DP-BART for Privatized Text Rewriting under Local Differential Privacy
Timour Igamberdiev, Ivan Habernal
TL;DR
DP-BART tackles privatized text rewriting under local differential privacy by integrating clipping by value, neuron pruning, and additional noisy training to substantially reduce the noise required for privacy guarantees. Built on a pre-trained BART model, the approach mitigates the extreme sensitivity and resource demands that hinder transformer-based LDP, achieving improved downstream task performance under privacy constraints, especially with the DP-BART-PR+ variant.
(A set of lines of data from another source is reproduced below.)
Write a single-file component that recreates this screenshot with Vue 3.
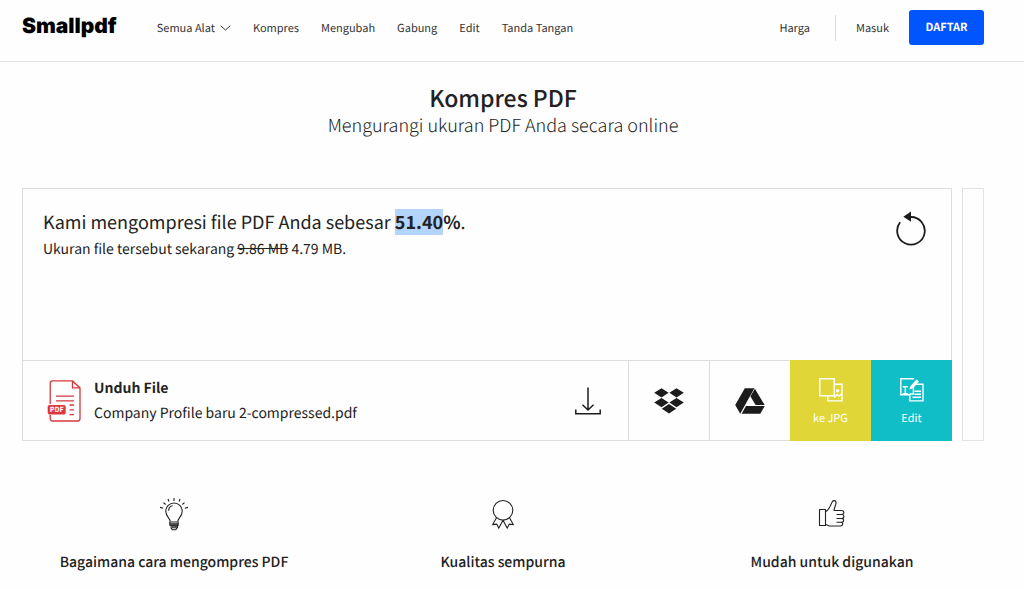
<script setup>
const links = ['Kompres', 'Mengubah', 'Gabung', 'Edit', 'Tanda Tangan']
</script>

<template>
  <div class="page">
    <header class="topbar">
      <a class="logo" href="#">Smallpdf</a>
      <nav class="menu">
        <button type="button" class="menu-item tools">
          Semua Alat
          <svg width="11" height="6" viewBox="0 0 11 6" fill="none" stroke="#333" aria-hidden="true"><path d="M.6.7 5.5 5 10.4.7" /></svg>
        </button>
        <a v-for="link in links" :key="link" class="menu-item" href="#">{{ link }}</a>
      </nav>
      <nav class="account">
        <a class="menu-item" href="#">Harga</a>
        <span class="divider"></span>
        <a class="menu-item" href="#">Masuk</a>
        <a class="signup" href="#">DAFTAR</a>
      </nav>
    </header>

    <main class="content">
      <div class="heading">
        <h1>Kompres PDF</h1>
        <p>Mengurangi ukuran PDF Anda secara online</p>
      </div>

      <div class="workspace">
        <section class="card">
          <div class="result">
            <div>
              <h2>Kami mengompresi file PDF Anda sebesar <strong><mark>51.40</mark>%</strong>.</h2>
              <p>Ukuran file tersebut sekarang <s>9.86 MB</s> 4.79 MB.</p>
            </div>
            <button type="button" class="restart" aria-label="Mulai lagi">
              <svg width="32" height="36" viewBox="0 0 32 36" fill="none" aria-hidden="true">
                <path d="M5.1 11.3A13.8 13.8 0 1 0 16 6" stroke="#1c1c1c" stroke-width="1.8" />
                <path d="M8.3 5.7 16 .6v10.200Z" fill="#1c1c1c" />
              </svg>
            </button>
          </div>

          <div class="actions">
            <button type="button" class="download">
              <svg class="file" width="34" height="42" viewBox="0 0 34 42" fill="none" stroke="#d5393d" stroke-width="1.3" aria-hidden="true">
                <path d="M3.2 24V3.2Q3.2.9 5.5.9h20l7.5 7V38.500Q33 41 30.500 41H5.500Q3.200 41 3.200 38.500V35" />
                <path d="M25.500 1v6.800H33" />
                <path d="M9 16.100h18M9 20.800h18M22.500 25h4.500M22.500 29.800h4.500M22.500 34.600h4.500" />
                <rect x=".7" y="25" width="18" height="9.600" rx="1.800" fill="#e0363b" stroke="none" />
                <text x="9.700" y="32.400" text-anchor="middle" fill="#fff" stroke="none">PDF</text>
              </svg>
              <span class="names">
                <strong>Unduh File</strong>
                <span>Company Profile baru 2-compressed.pdf</span>
              </span>
              <svg width="26" height="28" viewBox="0 0 26 28" fill="none" stroke="#1c1c1c" stroke-width="1.500" aria-hidden="true">
                <path d="M13 .5v22.500M7.500 17.700 13 23l5.500-5.300M.8 22.500v4.300h24.400v-4.300" />
              </svg>
            </button>
            <button type="button" class="square" aria-label="Simpan ke Dropbox">
              <svg width="30" height="26" viewBox="0 0 30 26" fill="#1c1c1c" aria-hidden="true">
                <path d="M7.500.2 14.600 4.800 7.500 9.400.2 4.800ZM22.500.2 29.800 4.800 22.500 9.400 15.400 4.800ZM7.500 10 14.600 14.600 7.500 19.200.2 14.600ZM22.500 10 29.800 14.600 22.500 19.200 15.400 14.600ZM15 16 22.200 20.700 15 25.500 7.800 20.700Z" />
              </svg>
            </button>
            <button type="button" class="square" aria-label="Simpan ke Google Drive">
              <svg width="30" height="26" viewBox="0 0 30 26" fill="#1c1c1c" aria-hidden="true">
                <path d="M9.800.3h9.600L5.200 25.700.2 17ZM19.900.7 29.700 17.100H20.600L15.400 8.300ZM11 18h18.800l-4.500 7.700H6.600Z" />
              </svg>
            </button>
            <button type="button" class="square yellow">
              <svg width="24" height="24" viewBox="0 0 24 24" fill="none" stroke="#fff" stroke-width="1.400" aria-hidden="true">
                <path d="M.8.800h14.400v16.900H.8ZM15.200 6.200h7.800v16.700H8.800v-5.200M15.200 19.500l3-3.100 1.900 1.600 2.900-2.500" />
                <circle cx="18.700" cy="12.700" r="1.700" fill="#fff" stroke="none" />
              </svg>
              <span>ke JPG</span>
            </button>
            <button type="button" class="square teal">
              <svg width="24" height="24" viewBox="0 0 24 24" fill="none" stroke="#fff" stroke-width="1.400" aria-hidden="true">
                <path d="M10.500 16.800H.8V.8h13.400M14.500 6.200H23v16.700H9.800V15.500M13.400 8.500v7.500h-3M2.800 8.700h5M5.300 8.700v6.900M2.800 15.600h5M14.500 13.200h6.500M14.500 16.200h6.500M12.500 19.200h8.500" />
                <path d="M9.400 11.500 10.200 8.400 16.600 1.400 18.800 3.500 12.200 10.400Z" fill="#fff" stroke="none" />
                <path d="M12 9 17.300 3.100" stroke-width="3" />
              </svg>
              <span>Edit</span>
            </button>
          </div>
        </section>
        <aside class="side"></aside>
      </div>

      <section class="features">
        <article>
          <svg width="30" height="34" viewBox="0 0 30 34" fill="none" stroke="#222" stroke-width="1.100" aria-hidden="true">
            <path d="M11.200 23.500C11 20 6.800 18.700 6.800 13.200a8.200 8.200 0 0 1 16.400 0c0 5.500-4.200 6.800-4.400 10.300M9.700 12.800c0-2.500 1.500-4.700 4-5" />
            <path d="M10.800 24h8.400v3.200h-8.400ZM11.500 27.200h7v2.500h-7M12 29.700l1.200 2h3.600l1.200-2M15 0v3M9 .8l.9 2.700M21 .8l-.9 2.700M4.500 4.600l2.200 1.900M25.500 4.600l-2.200 1.900M1 9.400l3.200.8M29 9.400l-3.200.8" />
            <path d="M11 26h8M11.500 28h7" stroke-width="1.500" />
          </svg>
          <h3>Bagaimana cara mengompres PDF</h3>
        </article>
        <article>
          <svg width="30" height="34" viewBox="0 0 30 34" fill="none" stroke="#222" stroke-width="1.100" aria-hidden="true">
            <circle cx="15" cy="12.300" r="9.800" />
            <path d="M8.500 19.700 4.700 26.500l4-.4L10.800 30l4.200-7.700M21.500 19.700l3.800 6.800-4-.4-2.100 3.900-4.200-7.700" />
          </svg>
          <h3>Kualitas sempurna</h3>
        </article>
        <article>
          <svg width="30" height="34" viewBox="0 0 30 34" fill="none" stroke="#222" stroke-width="1.100" stroke-linejoin="round" aria-hidden="true">
            <path d="M2.500 11.500h6v16h-6ZM8.500 13.700c3.700-2 5-5.500 6.300-9.100C16 1.500 19.500 2.200 19 5.200c-.4 2.600-1.700 4.500-2 7.300h7.200c3.500 0 3.500 3.800.4 4M19.500 16.500h5c3.200 0 3.200 4 0 4M19.500 20.500h5c2.900 0 2.900 3.800-.3 3.800M19.500 24.300h4.500c2.500 0 2.200 3.700-.5 3.700H12.500c-1.500 0-2.200-1.400-4-1.500" />
          </svg>
          <h3>Mudah untuk digunakan</h3>
        </article>
      </section>
    </main>
  </div>
</template>

<style>
body {
  background: #fefefe;
}
</style>

<style scoped>
.page {
  font-family: "Noto Sans CJK SC", "Noto Sans", sans-serif;
  color: #222;
  text-rendering: geometricPrecision;
}
.page * {
  box-sizing: border-box;
}
h1, h2, h3, p {
  margin: 0;
}
button {
  font: inherit;
  color: inherit;
  background: none;
  border: 0;
  padding: 0;
  cursor: pointer;
  text-rendering: inherit;
}
a {
  color: inherit;
  text-decoration: none;
}
svg {
  display: block;
  flex: none;
}
.topbar {
  display: flex;
  align-items: center;
  height: 62px;
  padding: 0 40px 6px 22px;
  border-bottom: 1px solid #e4e4e4;
}
.logo {
  font: 900 21px/28px Inter, sans-serif;
  color: #000;
  padding-bottom: 2px;
  margin-right: 40px;
}
.menu {
  display: flex;
  gap: 22px;
}
.menu-item {
  font-size: 11px;
  line-height: 20px;
  color: #333;
}
.tools {
  display: flex;
  align-items: center;
  gap: 5px;
}
.account {
  display: flex;
  align-items: center;
  gap: 20px;
  margin-left: auto;
}
.divider {
  width: 1px;
  height: 26px;
  margin-left: 5px;
  background: #ddd;
}
.signup {
  min-width: 75px;
  border-radius: 3px;
  background: #0055ff;
  color: #fff;
  font-size: 11px;
  font-weight: 700;
  line-height: 35px;
  text-align: center;
}
.content {
  padding: 20px 40px 16px 22px;
}
.heading {
  text-align: center;
}
h1 {
  font-size: 23px;
  font-weight: 500;
  line-height: 30px;
}
.heading p {
  font-size: 18px;
  font-weight: 300;
  line-height: 26px;
}
.workspace {
  display: flex;
  gap: 10px;
  margin-top: 50px;
}
.card {
  flex: 1;
  border: 1px solid #ddd;
}
.side {
  width: 22px;
  border: 1px solid #e2e2e2;
}
.result {
  display: flex;
  justify-content: space-between;
  align-items: flex-start;
  min-height: 171px;
  padding: 20px 24px 20px 20px;
}
h2 {
  font-size: 18px;
  font-weight: 400;
  line-height: 26px;
}
h2 strong {
  font-weight: 700;
}
mark {
  display: inline-block;
  color: inherit;
  background: #b3d4fc;
}
.result p {
  font-size: 14px;
  line-height: 28px;
}
.restart {
  margin-top: 2px;
}
.actions {
  display: flex;
  height: 81px;
  margin: 0 -1px -1px 0;
}
.download {
  flex: 1;
  display: flex;
  align-items: center;
  padding: 0 27px 0 24px;
  border-top: 1px solid #ddd;
  text-align: left;
}
.file text {
  font: 700 7px "Noto Sans CJK SC", sans-serif;
}
.names {
  flex: 1;
  display: flex;
  flex-direction: column;
  margin-left: 13px;
  font-size: 14px;
  line-height: 25px;
}
.square {
  flex: none;
  display: flex;
  flex-direction: column;
  align-items: center;
  justify-content: center;
  gap: 6px;
  width: 81px;
  border-top: 1px solid #ddd;
  border-left: 1px solid #ddd;
  font-size: 11px;
  line-height: 20px;
}
.yellow,
.teal {
  padding-top: 5px;
  border: 0;
  color: #fff;
}
.yellow {
  background: #e1d637;
}
.teal {
  background: #10bec7;
}
.features {
  display: grid;
  grid-template-columns: repeat(3, 1fr);
  gap: 25px;
  margin-top: 57px;
}
article {
  display: flex;
  flex-direction: column;
  align-items: center;
  gap: 18px;
}
h3 {
  font-size: 14px;
  font-weight: 500;
  line-height: 24px;
}
</style>
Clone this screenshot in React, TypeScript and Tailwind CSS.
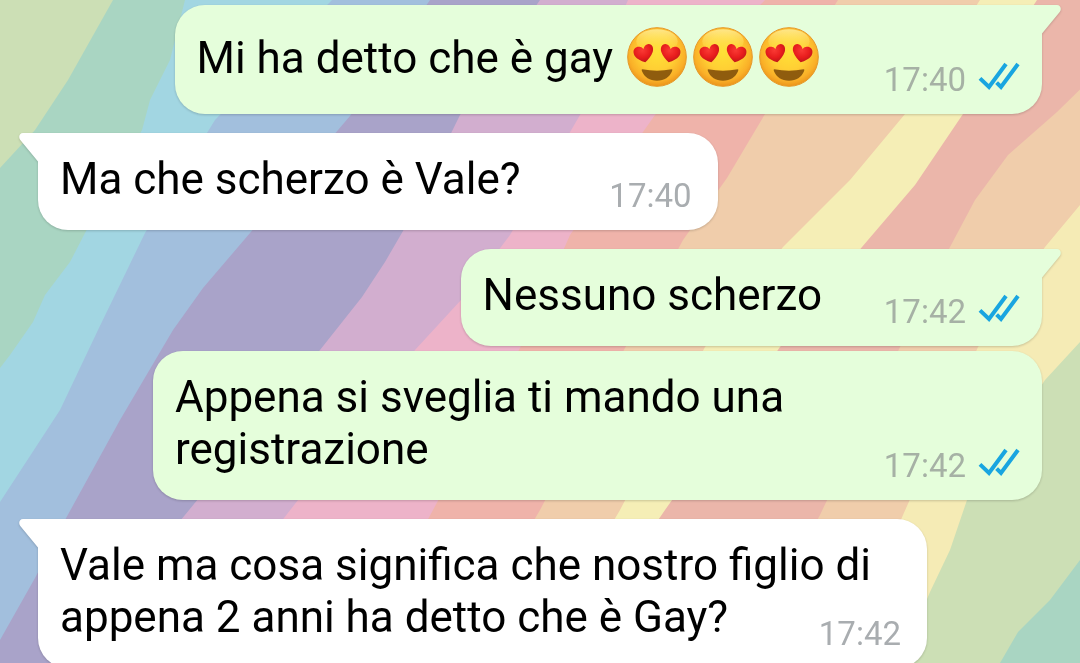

Experiments across five datasets reveal that pruning-driven dimensionality reduction yields meaningful privacy/utility gains, though the strict text-adjacency in LDP still imposes notable utility losses at low privacy budgets. The work highlights practical implications for privacy-utility trade-offs in text rewriting, discusses limitations such as domain mismatch and adjacency-induced noise, and points to future directions like larger-scale pre-training and domain-specific privacy settings.
Abstract
Privatized text rewriting with local differential privacy (LDP) is a recent approach that enables sharing of sensitive textual documents while formally guaranteeing privacy protection to individuals. However, existing systems face several issues, such as formal mathematical flaws, unrealistic privacy guarantees, privatization of only individual words, as well as a lack of transparency and reproducibility. In this paper, we propose a new system 'DP-BART' that largely outperforms existing LDP systems. Our approach uses a novel clipping method, iterative pruning, and further training of internal representations which drastically reduces the amount of noise required for DP guarantees. We run experiments on five textual datasets of varying sizes, rewriting them at different privacy guarantees and evaluating the rewritten texts on downstream text classification tasks. Finally, we thoroughly discuss the privatized text rewriting approach and its limitations, including the problem of the strict text adjacency constraint in the LDP paradigm that leads to the high noise requirement.